Aline Midlej é apresentadora do Jornal das Dez, na
19/02/2022
A escuridão está insuportável
Os passos apressados pensavam na distância que ia se ampliando entre meu corpo, vivo, em alerta, e os que ainda poderiam estar sob os escombros do que antes era casa, abrigo. Minutos antes um pai passou por mim, gritando o nome do filho que, segundo ele, estava em algum ponto embaixo daquela lama que nos cercava. Não fazia muito tempo havia conhecido Thais, uma jovem mãe que buscava pela filha e o marido. Entre uma entrada ao vivo e outra, corpos eram retirados pelos poucos socorristas que ainda cavavam a lama depois de mais de 24 horas de trabalho. Numa contagem mórbida, era preciso seguir falando a vida, do valor daquelas vidas, do direto à vida.
A cada respiração truncada durante a transmissão ao vivo, o que me ajudava era lembrar de pessoas como Viviane. Nos cruzamos na minha chegada, horas antes. Moradora de um bairro vizinho, ela carregava uma garrafa térmica com café quente, algumas garrafas d’água para os bombeiros esgotados, mas incansáveis até ali.

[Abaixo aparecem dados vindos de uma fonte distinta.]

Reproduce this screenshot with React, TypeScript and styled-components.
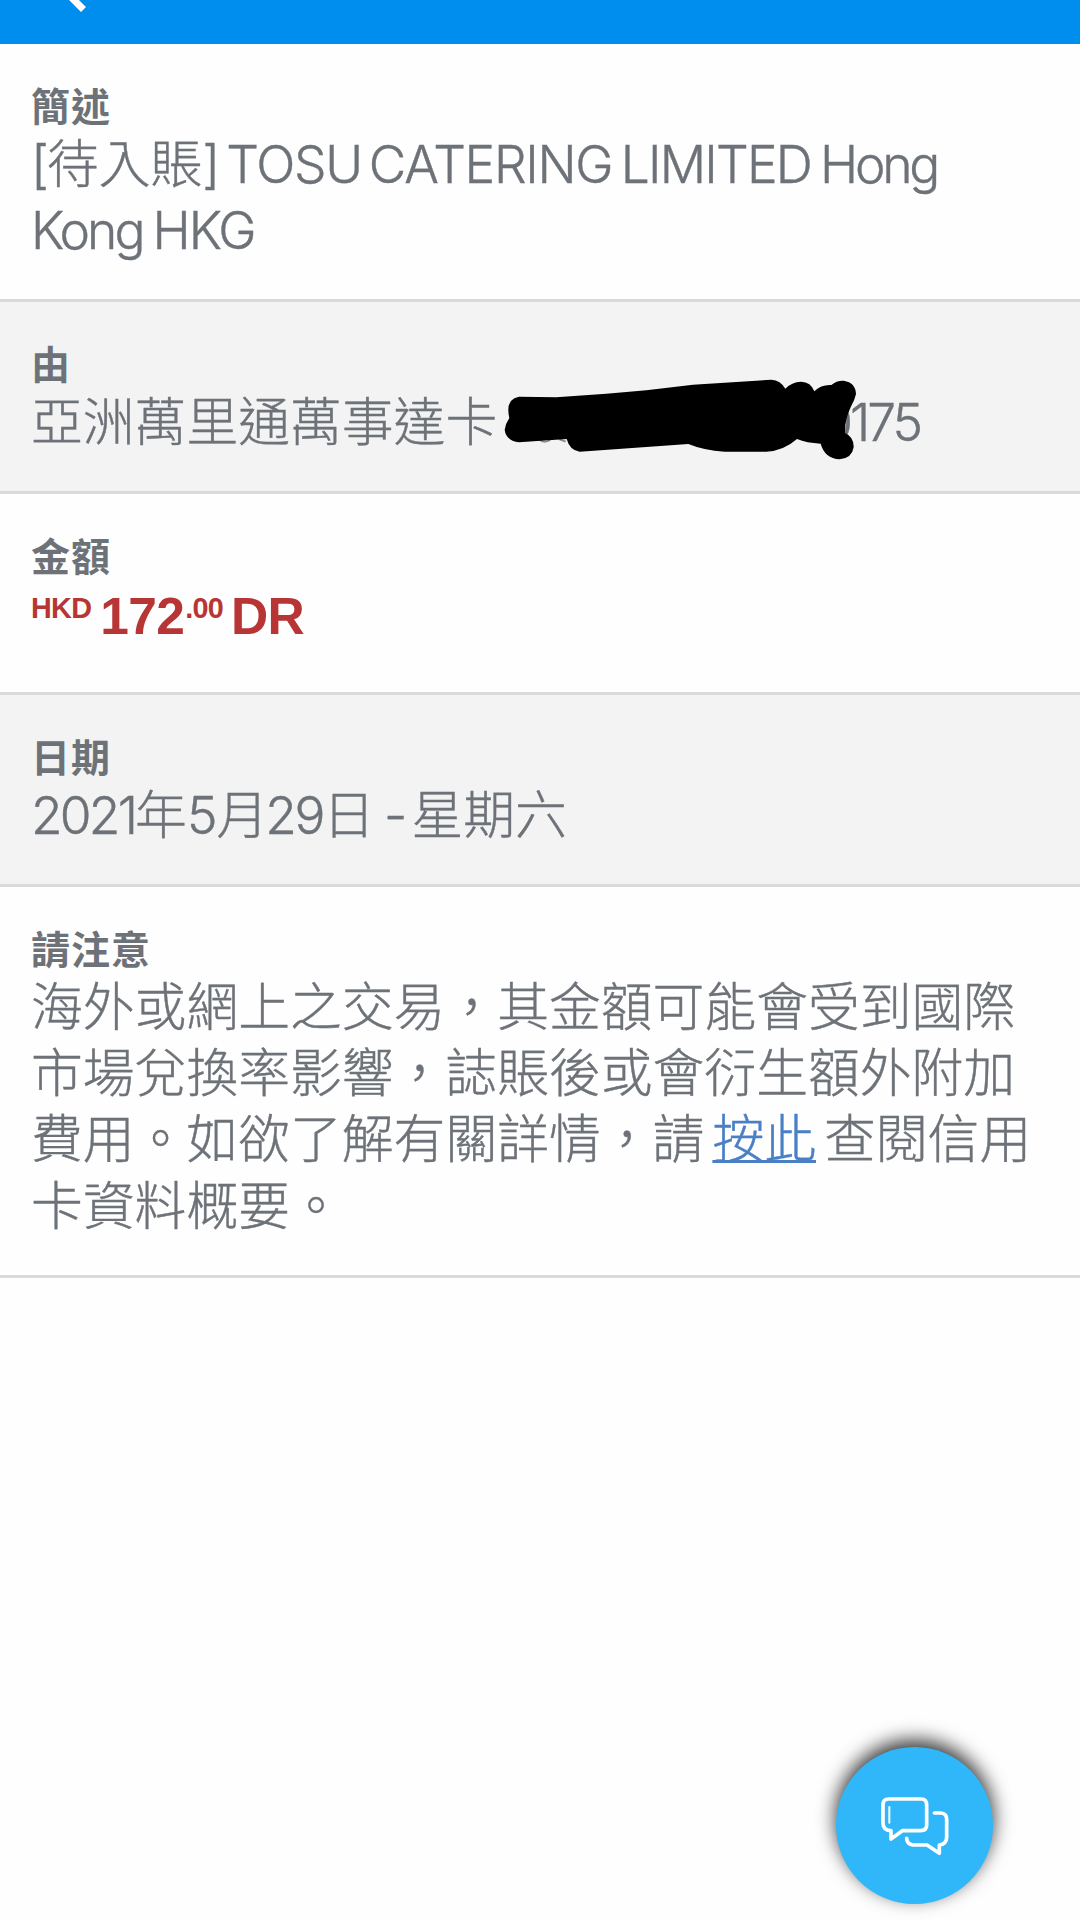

A solidariedade só não era maior que a dor e a incompreensão. Quando mais alto se subia, mais lama, escuridão e sofrimento. Gritos cansados rompiam o silêncio da falta de esperança. O ronco das motos era sinal de quentinhas doadas chegando para alimentar os que buscavam vida onde se se via destruição. Não encontrava adjetivos pra descrever os abismos sentimentais. Apelei à intuição de quem realmente sentia. Eu sentia e reconheci da forma mais brutal, naquela noite, o que sempre ouvi sobre pais não poderem enterrar seus filhos. A forma mais brutal é um pai cavando o corpo do próprio filho. Sem luz. Não havia luz, nem fora, nem dentro daquele pai.
“Todos ficaremos no escuro se a sociedade não se unir, contra a grande crise que ataca o país. Só assim, neste Brasil escuro, teremos luz. O Brasil tem que se ligar”, disse Arnaldo Jabor em uma de suas crônicas televisivas mais célebres. O ano era 1999. Petrópolis ainda viveria a tragédia de 2011 – quando mais de 900 pessoas morreram na mesma região em função dos temporais – e agora, o passado revivido, ao vivo. Quando escrevia essas linhas, os mortos já era 136 e os desparecidos mais de 200. Gostaria de ouvir Jabor sobre as tragédias sempre anunciadas e sempre com precedentes. A escuridão está insuportável.